> Collected material
◆ ◆ ◆ ◆ ◆ ◆ ◆

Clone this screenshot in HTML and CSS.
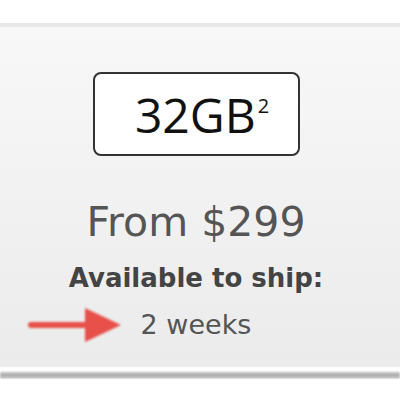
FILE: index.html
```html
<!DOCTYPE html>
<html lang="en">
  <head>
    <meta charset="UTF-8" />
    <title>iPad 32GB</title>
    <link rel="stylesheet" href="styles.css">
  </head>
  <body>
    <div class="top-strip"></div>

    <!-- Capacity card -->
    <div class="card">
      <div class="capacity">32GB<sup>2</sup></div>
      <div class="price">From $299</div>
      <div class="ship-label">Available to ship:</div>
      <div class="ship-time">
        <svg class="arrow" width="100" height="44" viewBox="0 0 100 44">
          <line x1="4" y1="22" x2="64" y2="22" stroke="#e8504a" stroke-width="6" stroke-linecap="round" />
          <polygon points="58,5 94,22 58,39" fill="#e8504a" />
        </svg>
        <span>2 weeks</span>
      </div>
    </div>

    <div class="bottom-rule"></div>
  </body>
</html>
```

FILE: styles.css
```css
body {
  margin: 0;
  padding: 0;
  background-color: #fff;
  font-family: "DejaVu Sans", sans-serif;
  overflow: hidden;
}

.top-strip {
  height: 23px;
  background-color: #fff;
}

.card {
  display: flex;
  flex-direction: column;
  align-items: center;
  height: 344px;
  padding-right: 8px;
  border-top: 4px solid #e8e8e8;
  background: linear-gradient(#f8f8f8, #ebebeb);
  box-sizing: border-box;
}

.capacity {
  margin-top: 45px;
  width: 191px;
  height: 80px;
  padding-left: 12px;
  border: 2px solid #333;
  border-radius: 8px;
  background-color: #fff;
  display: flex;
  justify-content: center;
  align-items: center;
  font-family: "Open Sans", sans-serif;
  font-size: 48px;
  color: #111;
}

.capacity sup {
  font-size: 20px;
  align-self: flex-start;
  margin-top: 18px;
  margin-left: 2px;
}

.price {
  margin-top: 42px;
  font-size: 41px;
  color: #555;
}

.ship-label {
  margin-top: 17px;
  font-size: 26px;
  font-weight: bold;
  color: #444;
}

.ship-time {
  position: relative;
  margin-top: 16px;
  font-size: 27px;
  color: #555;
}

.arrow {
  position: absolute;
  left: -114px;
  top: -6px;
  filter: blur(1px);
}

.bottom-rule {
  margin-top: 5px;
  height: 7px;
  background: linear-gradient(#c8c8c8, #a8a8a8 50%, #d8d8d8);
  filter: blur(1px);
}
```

◆ ◆ ◆ ◆ ◆ ◆ ◆

> Problem details
Output all of the data exactly as it stands, minus any images.

> Worked answer
Clone this screenshot in HTML and CSS.
FILE: index.html
```html
<!DOCTYPE html>
<html lang="en">
  <head>
    <meta charset="UTF-8" />
    <title>iPad 32GB</title>
    <link rel="stylesheet" href="styles.css">
  </head>
  <body>
    <div class="top-strip"></div>

    <!-- Capacity card -->
    <div class="card">
      <div class="capacity">32GB<sup>2</sup></div>
      <div class="price">From $299</div>
      <div class="ship-label">Available to ship:</div>
      <div class="ship-time">
        <svg class="arrow" width="100" height="44" viewBox="0 0 100 44">
          <line x1="4" y1="22" x2="64" y2="22" stroke="#e8504a" stroke-width="6" stroke-linecap="round" />
          <polygon points="58,5 94,22 58,39" fill="#e8504a" />
        </svg>
        <span>2 weeks</span>
      </div>
    </div>

    <div class="bottom-rule"></div>
  </body>
</html>
```

FILE: styles.css
```css
body {
  margin: 0;
  padding: 0;
  background-color: #fff;
  font-family: "DejaVu Sans", sans-serif;
  overflow: hidden;
}

.top-strip {
  height: 23px;
  background-color: #fff;
}

.card {
  display: flex;
  flex-direction: column;
  align-items: center;
  height: 344px;
  padding-right: 8px;
  border-top: 4px solid #e8e8e8;
  background: linear-gradient(#f8f8f8, #ebebeb);
  box-sizing: border-box;
}

.capacity {
  margin-top: 45px;
  width: 191px;
  height: 80px;
  padding-left: 12px;
  border: 2px solid #333;
  border-radius: 8px;
  background-color: #fff;
  display: flex;
  justify-content: center;
  align-items: center;
  font-family: "Open Sans", sans-serif;
  font-size: 48px;
  color: #111;
}

.capacity sup {
  font-size: 20px;
  align-self: flex-start;
  margin-top: 18px;
  margin-left: 2px;
}

.price {
  margin-top: 42px;
  font-size: 41px;
  color: #555;
}

.ship-label {
  margin-top: 17px;
  font-size: 26px;
  font-weight: bold;
  color: #444;
}

.ship-time {
  position: relative;
  margin-top: 16px;
  font-size: 27px;
  color: #555;
}

.arrow {
  position: absolute;
  left: -114px;
  top: -6px;
  filter: blur(1px);
}

.bottom-rule {
  margin-top: 5px;
  height: 7px;
  background: linear-gradient(#c8c8c8, #a8a8a8 50%, #d8d8d8);
  filter: blur(1px);
}
```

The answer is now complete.